In principle, the idea of a female ethnic minority candidate is attractive. But Yaqoob’s record makes her a highly problematic prospective candidate.

There are many aspects of Yaqoob’s record that have caused concern, but the most obvious is her campaign, as an independent candidate, against Labour’s Naz Shah in Bradford West at the last general election in 2017.

Now, Shah – Labour’s minister for women and equalities – is leading calls against Yaqoob becoming the party’s candidate in the mayoral election.

In a series of tweets, Shah described how Yaqoob’s campaign to unseat her in 2017 left her “feeling suicidal”.

Shah continued: “I absolutely feel that her whole rhetoric of her campaign was about inciting hatred towards me.”

She accuses Yaqoob of “honour abuse”, of failing to challenge men who slut-shamed her (Shah) at campaign events and of suggesting voters should back her at the polls because wore a hijab and Shah didn’t. There seems to be convincing video evidence (albeit in Urdu) to support Shah’s charges.

“I do not have confidence that Salma Yaqoob would win West Midlands for Labour at all,” the Labour MP said in a video on Twitter.

“And the reason I don’t [is] because I don’t believe she’s Labour. I don’t see her as Labour.”

Meanwhile, in a letter to the Labour Party, campaign group LGBT+ Labour accused Yaqoob of being homophobic and of saying being LGBT was “a choice of lifestyle” on national television.

Yaqoob has strongly denied the accusations, and says her words were taken out of context.

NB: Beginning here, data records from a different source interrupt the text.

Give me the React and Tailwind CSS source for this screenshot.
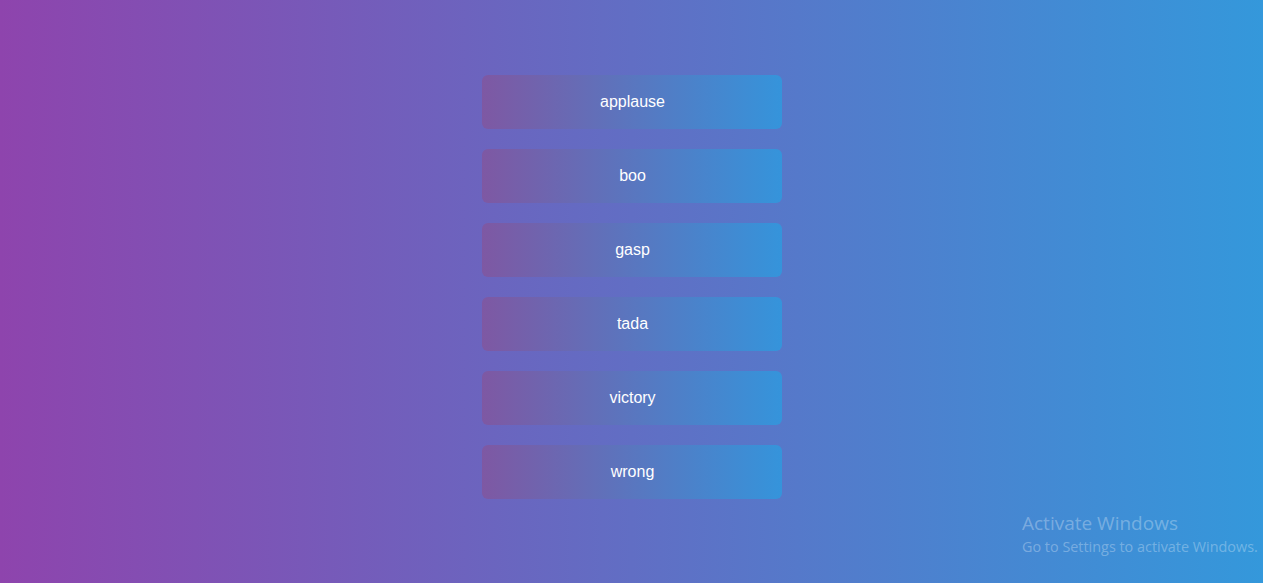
import React from 'react';

const sounds = ['applause', 'boo', 'gasp', 'tada', 'victory', 'wrong'];

export default function App() {
    return (
        <div className="relative min-h-[583px] h-screen w-full overflow-hidden bg-[linear-gradient(to_right,#8e44ad,#3498db)] font-['Liberation_Sans',Arial,sans-serif]">
            <div className="flex flex-col items-center gap-5 pt-[75px]">
                {sounds.map((s) => (
                    <button
                        key={s}
                        className="w-[300px] h-[54px] pl-[2px] rounded-[6px] bg-[linear-gradient(to_right,#7e58a3,#3594db)] text-white text-base"
                    >
                        {s}
                    </button>
                ))}
            </div>

            {/* OS watermark */}
            <div className="absolute left-[1022px] top-[512px] text-white/30 font-['Open_Sans',sans-serif] leading-tight pointer-events-none">
                <div className="text-[19px]">Activate Windows</div>
                <div className="text-[14.4px] mt-[2px]">Go to Settings to activate Windows.</div>
            </div>
        </div>
    );
}
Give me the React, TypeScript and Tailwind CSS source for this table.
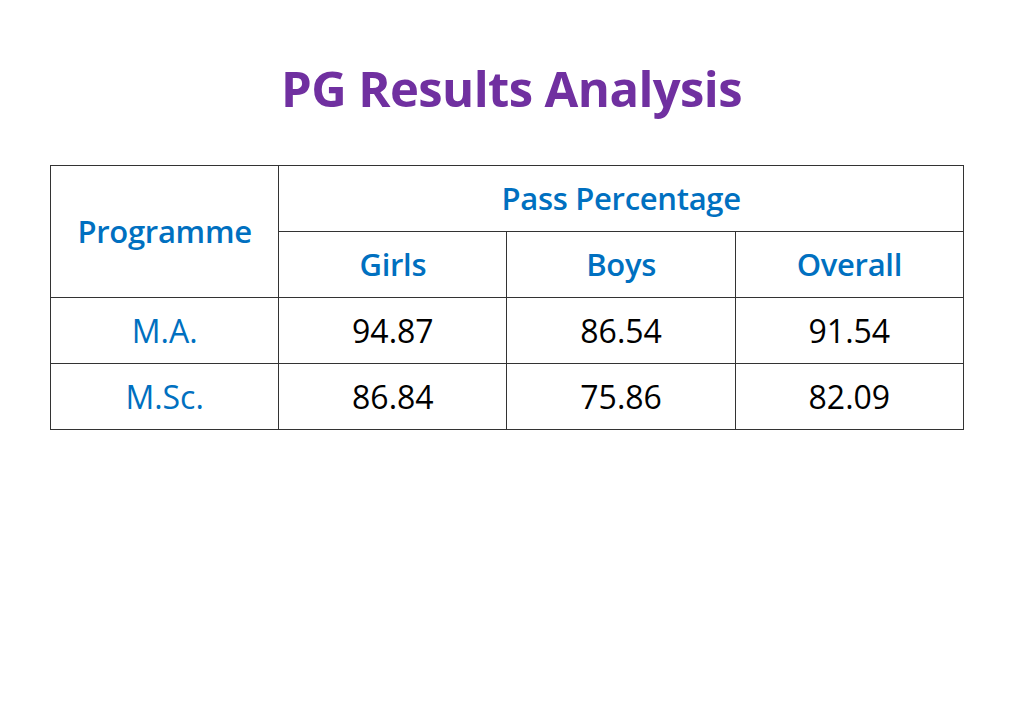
const rows = [
  { name: "M.A.", girls: "94.87", boys: "86.54", overall: "91.54" },
  { name: "M.Sc.", girls: "86.84", boys: "75.86", overall: "82.09" },
];

export default function App() {
  return (
    <div className="w-[1023px] h-[708px] bg-white font-['Open_Sans',sans-serif]">
      <h1 className="pt-[54px] text-center text-[49px] leading-[68px] font-bold tracking-[-0.6px] text-[#7030a0]">
        PG Results Analysis
      </h1>

      <table className="ml-[50px] mt-[43px] w-[914px] table-fixed border-collapse text-center">
        <colgroup>
          <col className="w-[228px]" />
          <col className="w-[228px]" />
          <col className="w-[228px]" />
          <col className="w-[228px]" />
        </colgroup>
        <thead className="font-semibold text-[#0070c0] text-[31px] leading-none tracking-[-0.3px]">
          <tr className="h-[66px]">
            <th rowSpan={2} className="border-[1.5px] border-[#333333] font-semibold">
              Programme
            </th>
            <th colSpan={3} className="border-[1.5px] border-[#333333] font-semibold">
              Pass Percentage
            </th>
          </tr>
          <tr className="h-[66px]">
            <th className="border-[1.5px] border-[#333333] font-semibold">Girls</th>
            <th className="border-[1.5px] border-[#333333] font-semibold">Boys</th>
            <th className="border-[1.5px] border-[#333333] font-semibold">Overall</th>
          </tr>
        </thead>
        <tbody className="text-[32px] leading-none">
          {rows.map((r) => (
            <tr key={r.name} className="h-[66px]">
              <td className="border-[1.5px] border-[#333333] text-[#0070c0]">{r.name}</td>
              <td className="border-[1.5px] border-[#333333] text-black">{r.girls}</td>
              <td className="border-[1.5px] border-[#333333] text-black">{r.boys}</td>
              <td className="border-[1.5px] border-[#333333] text-black">{r.overall}</td>
            </tr>
          ))}
        </tbody>
      </table>
    </div>
  );
}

However, it is a matter of record that Yaqoob’s only intervention into the long-running row over LGBT education in Birmingham schools has been to criticise the schools and to disparage Andrew Moffat, the teacher who drew up the “No Outsiders” programme at the centre of the controversy. She has very noticeably not criticised the bigots protesting outside the schools, despite claiming to support LGBT rights.

Until Yaqoob entered the contest, the Labour left and most unions (who’d expressed a view) in the West Midlands were supporting Pete Lowe, the former leader of Dudley Council, against the well-resourced campaign of right winger Liam Byrne. Lowe is standing on the following five main pledges:

1. Taking radical action to bolster tenants and residents’ rights, working with organisations such as Acorn to protect residents and deliver a resourced “housing first” initiative to help rough sleepers.

2. Reducing the cost of transport for working families, making sure that we reform fares across the region so that it doesn’t break the bank to get to work.

3. Testing experimental and innovative green policies to drive an environmental revolution across our region.

4. Establishing a People’s Bank to invest in our towns and cities, growing cooperatives and ethical enterprise that will give everyone better opportunities at more than the living wage.

5. Uniting our communities and helping everyone get the support they need when they need it through new community hubs.

He has also pledged to demand the “restoration of all funding lost by councils in the West Midlands since the Tories came to power in 2010” and to campaign “to repeal anti-union legislation”.

Until the entrance of Salma Yaqoob into the contest, most West Midlands Momentum groups who had taken a view were backing Lowe. Now Momentum’s National Coordinating Group (without consulting local groups in the West Midlands) has put out a statement supporting Yaqoob.

Momentum in Birmingham and Wolverhampton have voted to support Yaqoob, but Coventry, Dudley, Solihull, and Walsall are supporting Lowe.